According to estimates from the Colorado Department of Labor, the seasonally unadjusted jobless rate in Mesa County jumped four-tenths of a point to 9.4 percent in June.
While the number of people counted among those unsuccessfully looking for work increased, even more people joined the labor force, many of them college and high school students looking for summer jobs.
The Mesa County unemployment rate nearly always increases from May to June, even during periods when hiring is strong and the labor market tight. “It’s cylical and seasonal,” said Sue Tuffin, director of the Mesa County Workforce Center in Grand Junction.
According to the latest estimates, Mesa County payrolls grew 544 to 73,626. The number of people counted among those unsuccessfully looking for work increased 412 to 7,678. The overall labor force, which includes the employed and unemployed, rose 956 to 81,304.
Over the past year, payrolls have grown 2,868, an increase of 4 percent. The ranks of the unemployed have edged down 211. The overall work force has grown 2,657. At this time last year, the unemployment rate stood at 10 percent.
Despite the June jump in joblessness, the long-term trend in the Mesa County labor market has been one of slow, but steady, growth, Tuffin said. “We want slow and steady.”
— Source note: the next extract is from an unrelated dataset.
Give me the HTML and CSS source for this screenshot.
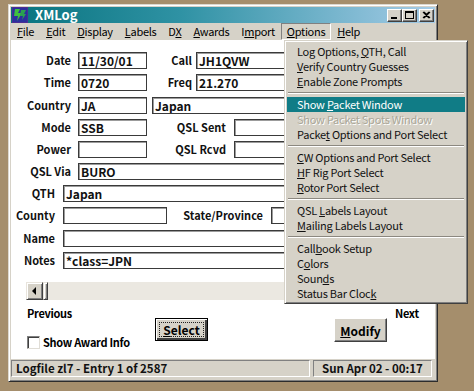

In fact, nonfarm payrolls have grown faster on a proportional basis over the past year in Mesa County than in other metropolitan areas of Colorado.
Labor demand as measured by the number of job orders posted at the Mesa County Workforce Center remains at its highest level since 2008, Tuffin said.
As of July 19, 242 job orders were posted at the center, seeking applicants for a total of 701 job openings, Tuffin said. At the same date last year, 220 job orders accounting for a total of 380 jobs were posted.
Through July 19, 1,832 job orders for a total of 3,708 openings have been posted at the center this year. During the same span last year, 1,663 orders for a total of of 3,055 jobs were posted. “Everything is a definite improvement from last year,” Tuffin said.
Labor demand has been strongest for health care, sales and office administration jobs, she said, but less so for the construction and manufacturing sectors. Tuffin said she expects overall labor demand to remain strong. “We’re projecting and feeling that it will, and we’re hoping it will.”
And now that Mesa County has experienced its annual June jump, Tuffin said she expects the jobless rate to head back down. “I’m hoping as we go through the rest of the year, the unemployment rate will inch down.”
Meanwhile, labor trends were mixed in neighboring Western Colorado counties in June. The seasonally unadjusted unemployment rate edged up a tenth to 8.4 percent in Delta County, but fell three-tenths to 8.2 percent in Garfield County and two-tenths to 10.5 percent in Montrose County. The jobless rate remained unchanged at 5.6 percent in Rio Blanco County.
The statewide seasonally adjusted unemployment rate edged up a tenth to 8.2 percent as more people entered the work force without a corresponding increase in hiring. With gains in each of the last three months, the statewide jobless rate has climbed to its highest level this year. At this time last year, the rate stood at 8.4 percent.
Nonfarm payrolls fell an estimated 6,900 as private-sector employment decreased 5,200 and government employment dropped 1,700. The construction, education and health services and manufacturing sectors all reported job losses over the month, more than offsetting gains in the information sector.
Over the past year, nonfarm payrolls have increased 33,600 in Colorado with the biggest gains in the construction, education and health services and professional and business services sectors. Employment in the infomation sector has declined.
The average workweek for employees on private nonfarm payrolls has lengthened 30 minutes to 35 hours over the past year. Average hourly earnings have increased 93 cents to $24.46.